Einige finden in der Dunkelheit der Nacht einen Stern am Poetenhimmel – ein Gedicht oder ein Gebet, an dem sie sich wie an einem Geländer festhalten können. «Ein Gedicht trifft mich dort, wo ich nicht schon bin», sagt Sandro Zanetti. Ein Wort, eine Zeile kann mich in der Krise völlig neu berühren – wie ein Baum, an dem wir jahrelang vorübergehen, ohne seine gewaltige Schönheit, seine Macht der Ruhe oder seine Zartheit der Poesie zu beachten. Andere beginnen selber zu dichten und fassen ihre komplexen Erfahrungen in schlichte Bildworte. Der irakische Schriftsteller Usama Al Shahmani verarbeitet in seinem Roman «In der Fremde sprechen die Bäume arabisch » eigene Erfahrungen der Migration. Er musste seine Heimat 2002 wegen eines regimekritischen Theaterstücks überstürzt verlassen und fand sich schliesslich in einer Asylunterkunft in der Schweiz wieder. Der Sprache nicht mächtig, verloren und orientierungslos.

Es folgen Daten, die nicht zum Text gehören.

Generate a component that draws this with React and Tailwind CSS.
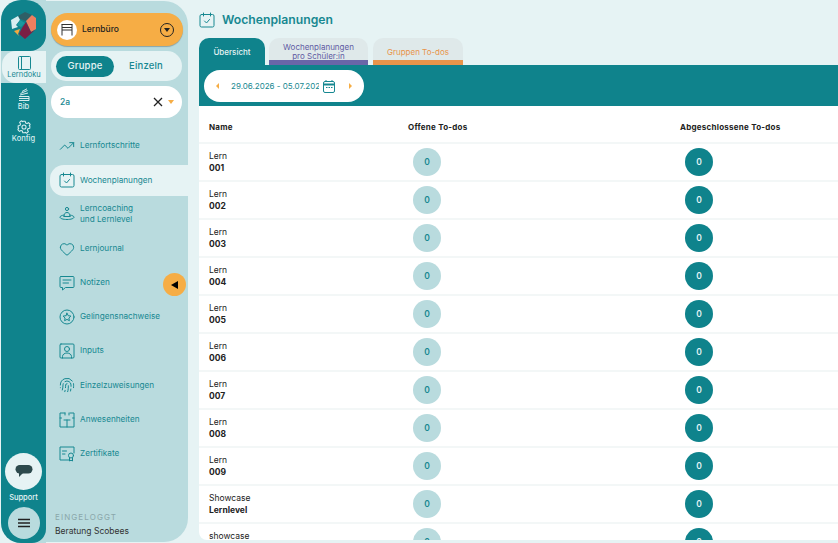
import React from "react";
import { TrendingUp, Heart, Fingerprint } from "lucide-react";

const font = { fontFamily: '"Inter", "Open Sans", sans-serif' };

const Logo = () => (
  <svg width="26" height="27" viewBox="0 0 26 27">
    <polygon points="7,4 14,0 21,3 15,9 9,7" fill="#2f5f66" />
    <polygon points="21,3 25,6 25,17 20,20 15,9" fill="#ef7f5f" />
    <polygon points="15,10 20,20 24,18 14,27 8,22 11,16" fill="#7a1f45" />
    <polygon points="0,8 7,4 9,8 5,13 7,15 1,17" fill="#d9eef0" />
    <polygon points="3,19 9,17 7,22 8,24" fill="#f4a93f" />
    <polygon points="9,8 14,11 10,15 6,13" fill="#1a98a0" />
  </svg>
);

const LernbueroIcon = () => (
  <svg width="16" height="16" viewBox="0 0 16 16" fill="none" stroke="#333" strokeWidth="1">
    <path d="M2.500 2.500h11M3 2.500v11M13 2.500v11M3 8h10M3 5.500h10" />
  </svg>
);

const strokeProps = { fill: "none", stroke: "#178891", strokeWidth: 1, strokeLinecap: "round", strokeLinejoin: "round" };

const CalendarCheckIcon = ({ size = 16, color = "#178891" }) => (
  <svg width={size} height={size} viewBox="0 0 16 16" {...strokeProps} stroke={color}>
    <rect x="1" y="2.500" width="14" height="12.500" rx="1.500" />
    <path d="M4.500 1v3M11.500 1v3M5.500 9l2 2 3-3.500" />
  </svg>
);

const CoachIcon = () => (
  <svg width="16" height="16" viewBox="0 0 16 16" {...strokeProps}>
    <circle cx="8" cy="3" r="1.600" />
    <path d="M5 10.500c0-3 1.200-4 3-4s3 1 3 4M5 9c-2.500.5-4 1.200-4 2.200C1 12.500 4 13.500 8 13.500s7-1 7-2.300c0-1-1.500-1.700-4-2.200M5 10.500h6" />
  </svg>
);

const NoteIcon = () => (
  <svg width="16" height="16" viewBox="0 0 16 16" {...strokeProps}>
    <path d="M2 1.500h12a1 1 0 0 1 1 1v9a1 1 0 0 1-1 1H6.500L3.500 15v-2.500H2a1 1 0 0 1-1-1v-9a1 1 0 0 1 1-1z" />
    <path d="M4 5h8M4 8h5.500" />
  </svg>
);

const StarBadgeIcon = () => (
  <svg width="16" height="16" viewBox="0 0 16 16" {...strokeProps}>
    <circle cx="8" cy="8" r="7" />
    <path d="M8 4.200l1.200 2.500 2.700.4-2 1.900.5 2.700L8 10.400l-2.400 1.300.5-2.700-2-1.900 2.700-.4z" />
  </svg>
);

const PersonBoxIcon = () => (
  <svg width="16" height="16" viewBox="0 0 16 16" {...strokeProps}>
    <rect x="1" y="1" width="14" height="14" rx="1" />
    <circle cx="8" cy="6" r="2.500" />
    <path d="M3.500 15v-1.500c0-2 2-3.500 4.500-3.500s4.500 1.500 4.500 3.500V15" />
  </svg>
);

const AttendanceIcon = () => (
  <svg width="16" height="16" viewBox="0 0 16 16" {...strokeProps}>
    <path d="M6 1H1v14h14V1h-4M1 6h1.500M15 6h-1.500M5 8h6M8 8v7M6 1v2M10 1v2" />
  </svg>
);

const CertificateIcon = () => (
  <svg width="16" height="16" viewBox="0 0 16 16" {...strokeProps}>
    <path d="M10 14H1V1h14v6" />
    <path d="M3.500 5h4M3.500 8h2.500" />
    <circle cx="12" cy="9.500" r="2.500" />
    <path d="M10.500 12v3l1.500-.8 1.500.8v-3" />
  </svg>
);

const BibIcon = () => (
  <svg width="14" height="14" viewBox="0 0 14 14" fill="none" stroke="#d9eef0" strokeWidth="1">
    <path d="M2 8.500h10v4H2M2 10.500h10M3 7l8-2M3.500 5.500l7-3M5 3.500L10 .8" />
  </svg>
);

const GearIcon = () => (
  <svg width="14" height="14" viewBox="0 0 24 24" fill="none" stroke="#d9eef0" strokeWidth="1.800" strokeLinejoin="round">
    <circle cx="12" cy="12" r="3.500" />
    <path d="M10 2h4l.7 3 2.500 1.100 2.600-1.600 2.800 2.800-1.600 2.600L22 10v4l-3 .7-1.100 2.500 1.600 2.600-2.800 2.800-2.600-1.600-.1 1H10l-.7-3-2.500-1.100-2.600 1.600-2.800-2.800 1.600-2.600L2 14v-4l3-.7 1.100-2.500-1.600-2.600 2.800-2.800 2.600 1.600z" />
  </svg>
);

const navItems = [
  { label: ["Lernfortschritte"], icon: <TrendingUp size={16} strokeWidth={1.500} color="#178891" /> },
  { label: ["Wochenplanungen"], icon: <CalendarCheckIcon />, active: true },
  { label: ["Lerncoaching", "und Lernlevel"], icon: <CoachIcon /> },
  { label: ["Lernjournal"], icon: <Heart size={16} strokeWidth={1.500} color="#178891" /> },
  { label: ["Notizen"], icon: <NoteIcon /> },
  { label: ["Gelingensnachweise"], icon: <StarBadgeIcon /> },
  { label: ["Inputs"], icon: <PersonBoxIcon /> },
  { label: ["Einzelzuweisungen"], icon: <Fingerprint size={16} strokeWidth={1.500} color="#178891" /> },
  { label: ["Anwesenheiten"], icon: <AttendanceIcon /> },
  { label: ["Zertifikate"], icon: <CertificateIcon /> },
];

const rows = [
  ["Lern", "001"],
  ["Lern", "002"],
  ["Lern", "003"],
  ["Lern", "004"],
  ["Lern", "005"],
  ["Lern", "006"],
  ["Lern", "007"],
  ["Lern", "008"],
  ["Lern", "009"],
  ["Showcase", "Lernlevel"],
  ["showcase", "\u00a0"],
];

const Rail = () => (
  <div className="w-[45px] shrink-0 h-full flex flex-col bg-[#b9dbde] rounded-l-[22px] ml-px">
    <div className="h-[51px] shrink-0 bg-[#0f838c] rounded-tl-[20px] rounded-br-[16px] rounded-tr-[20px] flex items-center justify-center">
      <Logo />
    </div>
    <div className="h-[32px] shrink-0 ml-px bg-[#e6f3f4] rounded-l-[14px] flex flex-col items-center justify-center">
      <svg width="13" height="14" viewBox="0 0 13 14" fill="none" stroke="#178891" strokeWidth="1">
        <rect x="0.500" y="0.500" width="12" height="13" rx="1" />
        <path d="M3.500 .5v13" />
      </svg>
      <span className="text-[7.500px] leading-[9px] text-[#178891]">Lerndoku</span>
    </div>
    <div className="flex-1 bg-[#0f838c] rounded-tr-[16px] rounded-bl-[20px] rounded-br-[14px] flex flex-col items-center pt-[5px]">
      <BibIcon />
      <span className="text-[7.500px] leading-[9px] text-[#d9eef0] font-medium">Bib</span>
      <div className="mt-[9px]">
        <GearIcon />
      </div>
      <span className="text-[7.500px] leading-[9px] text-[#d9eef0] font-medium">Konfig</span>
      <div className="mt-auto w-[37px] h-[37px] rounded-full bg-[#e6f3f4] flex items-center justify-center">
        <svg width="18" height="13" viewBox="0 0 18 13">
          <rect x="0.500" y="0" width="17" height="8.500" rx="4.200" fill="#2d4a4d" />
          <polygon points="4,8 8,8 4,12" fill="#2d4a4d" />
        </svg>
      </div>
      <span className="text-[7.500px] leading-[9px] text-[#e6f3f4] mt-[3px] font-medium">Support</span>
      <div className="w-[32px] h-[32px] rounded-full bg-[#b9dbde] flex items-center justify-center mt-[5px] mb-[4px]">
        <svg width="14" height="10" viewBox="0 0 14 10" stroke="#222" strokeWidth="1.300">
          <path d="M1 1.500h12M1 5h12M1 8.500h12" />
        </svg>
      </div>
    </div>
  </div>
);

const Panel = () => (
  <div className="relative w-[142px] shrink-0 h-[541px] mt-px bg-[#b9dbde] rounded-r-[24px] flex flex-col">
    <div className="ml-[5px] mr-[5px] mt-[12px] h-[33px] rounded-full bg-[#f6ad45] flex items-center pl-[6px] pr-[9px] shadow-[0_1px_1px_rgba(0,0,0,0.25)]">
      <div className="w-[20px] h-[20px] rounded-full bg-white flex items-center justify-center">
        <LernbueroIcon />
      </div>
      <span className="ml-[5px] text-[8.500px] font-medium text-[#222] flex-1">Lernbüro</span>
      <div className="w-[14px] h-[14px] rounded-full border border-[#222] flex items-center justify-center">
        <div className="w-0 h-0 border-l-[3px] border-r-[3px] border-t-[4px] border-l-transparent border-r-transparent border-t-[#222]" />
      </div>
    </div>
    <div className="ml-[5px] mr-[6px] mt-[5px] h-[30px] rounded-full bg-[#e6f3f4] flex items-center p-[5px] text-[9.500px] font-medium tracking-[0.2px]">
      <div className="w-[58px] h-[21px] rounded-full bg-[#0f838c] text-[#e6f3f4] flex items-center justify-center">Gruppe</div>
      <div className="flex-1 text-center text-[#178891] pl-[1px]">Einzeln</div>
    </div>
    <div className="ml-[5px] mr-[6px] mt-[5px] h-[32px] rounded-[16px] bg-white flex items-center pl-[9px] pr-[8px]">
      <span className="text-[8.500px] font-medium text-[#178891] flex-1">2a</span>
      <svg width="10" height="10" viewBox="0 0 10 10" stroke="#222" strokeWidth="1.300">
        <path d="M1 1l8 8M9 1L1 9" />
      </svg>
      <div className="ml-[5px] w-0 h-0 border-l-[3.500px] border-r-[3.500px] border-t-[4px] border-l-transparent border-r-transparent border-t-[#f6ad45]" />
    </div>
    <nav className="mt-[11px] flex flex-col">
      {navItems.map((item) => (
        <div key={item.label[0]} className="h-[34.200px] shrink-0 flex items-center ml-[4px]">
          <div
            className={`w-full h-[31px] flex items-center pl-[9px] gap-[5px] rounded-l-[14px] ${
              item.active ? "bg-[#e6f3f4]" : ""
            }`}
          >
            <span className="w-[16px] h-[16px] shrink-0 flex">{item.icon}</span>
            <span className="text-[8.200px] leading-[11.500px] text-[#178891]">
              {item.label.map((line) => (
                <span key={line} className="block">
                  {line}
                </span>
              ))}
            </span>
          </div>
        </div>
      ))}
    </nav>
    <div className="mt-auto ml-[9px] mb-[5px]">
      <div className="text-[8px] leading-[10px] tracking-[1.100px] text-[#8aa7aa]">EINGELOGGT</div>
      <div className="text-[8.500px] leading-[11px] text-[#333] mt-[4px]">Beratung Scobees</div>
    </div>
    {/* collapse toggle */}
    <button className="absolute left-[117px] top-[272px] w-[23px] h-[23px] rounded-full bg-[#f6ad45] flex items-center justify-center">
      <div className="w-0 h-0 border-t-[4px] border-b-[4px] border-r-[7px] border-t-transparent border-b-transparent border-r-black" />
    </button>
  </div>
);

const Main = () => (
  <div className="flex-1 min-w-0 h-full pl-[11px] flex flex-col">
    <div className="flex items-center h-[38px] shrink-0 gap-[7px] pt-[2px]">
      <CalendarCheckIcon size={16} />
      <h1 className="text-[12.200px] font-semibold text-[#178891]">Wochenplanungen</h1>
    </div>
    <div className="flex items-end h-[27px] shrink-0 text-[8px] leading-[8.500px] text-center">
      <div className="w-[66px] h-[27px] pt-[2px] rounded-t-[10px] bg-[#0f838c] text-[#e6f3f4] flex items-center justify-center font-medium">
        Übersicht
      </div>
      <div className="ml-[4px] w-[99px] h-[27px] pt-[5px] rounded-t-[10px] bg-[#dfe9ea] text-[#5f5ba3] border-b-[5px] border-[#6a66a8] flex items-center justify-center">
        <span>
          Wochenplanungen
          <br />
          pro Schüler:in
        </span>
      </div>
      <div className="ml-[5px] w-[90px] h-[27px] pt-[6px] rounded-t-[10px] bg-[#dfe9ea] text-[#e8944a] border-b-[5px] border-[#e8944a] flex items-center justify-center">
        Gruppen To-dos
      </div>
    </div>
    <div className="h-[41px] shrink-0 bg-[#0f838c] pl-[5px] pt-[5px]">
      <div className="w-[160px] h-[32px] rounded-full bg-white flex items-center pl-[12px]">
        <div className="w-0 h-0 border-t-[3px] border-b-[3px] border-r-[3px] border-t-transparent border-b-transparent border-r-[#f6ad45]" />
        <span className="ml-[12px] w-[88px] overflow-hidden whitespace-nowrap text-[8px] text-[#178891]">
          29.06.2026 - 05.07.2026
        </span>
        <svg className="ml-[4px]" width="12" height="13" viewBox="0 0 12 13" fill="none" stroke="#178891">
          <rect x="0.500" y="1.500" width="11" height="11" rx="1.500" />
          <path d="M0.500 4.500h11" strokeWidth="2" />
          <path d="M3 0v2M9 0v2M3 7.500h1.500M5.500 7.500H7M8 7.500h1.500" />
        </svg>
        <div className="ml-[14px] w-0 h-0 border-t-[3px] border-b-[3px] border-l-[3px] border-t-transparent border-b-transparent border-l-[#f6ad45]" />
      </div>
    </div>
    <div className="flex-1 min-h-0 mb-[3px] bg-white rounded-bl-[8px] overflow-hidden text-[#222]">
      <div className="h-[38px] grid grid-cols-[199px_272px_1fr] items-center pl-[10px] pt-[5px] text-[8px] font-bold tracking-[0.25px] border-b-2 border-[#f3f7f7]">
        <span>Name</span>
        <span>Offene To-dos</span>
        <span>Abgeschlossene To-dos</span>
      </div>
      {rows.map(([first, second]) => (
        <div
          key={first + second}
          className="h-[38px] shrink-0 grid grid-cols-[199px_272px_1fr] items-center pl-[10px] border-b-2 border-[#f3f7f7]"
        >
          <div className="text-[8.500px] leading-[12px]">
            <div>{first}</div>
            <div className="font-bold">{second}</div>
          </div>
          <div className="pl-[5px]">
            <div className="w-[28px] h-[28px] rounded-full bg-[#b9dbde] text-[#178891] text-[8.500px] font-semibold flex items-center justify-center">
              0
            </div>
          </div>
          <div className="pl-[5px]">
            <div className="w-[28px] h-[28px] rounded-full bg-[#0f838c] text-[#e6f3f4] text-[8.500px] font-semibold flex items-center justify-center">
              0
            </div>
          </div>
        </div>
      ))}
    </div>
  </div>
);

export default function App() {
  return (
    <div className="w-[838px] h-[543px] overflow-hidden flex bg-[#e6f3f4]" style={font}>
      <Rail />
      <Panel />
      <Main />
    </div>
  );
}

Häufig werden wir gefragt, was wir genau tun, wenn wir Seelsorge «betreiben ». Die Fragen weisen auf das Interesse an der Seelsorge hin. Sie zeigen aber auch, dass die Kenntnisse der Seelsorgetätigkeit oft gering sind. Es ist schwierig, Seelsorge definieren zu wollen, ohne Klischees zu verfallen. Am besten erzählen wir Geschichten und Episoden, so wie hier im «pfarrblatt». Manchmal geben Geschichten so viel her, dass die vorgegebenen 2300 Anschläge nirgends hinreichen. Erst recht nicht, wenn die Geschichten auch noch reflektiert werden wollen. Im angezeigten Buch erfahren Sie mehr.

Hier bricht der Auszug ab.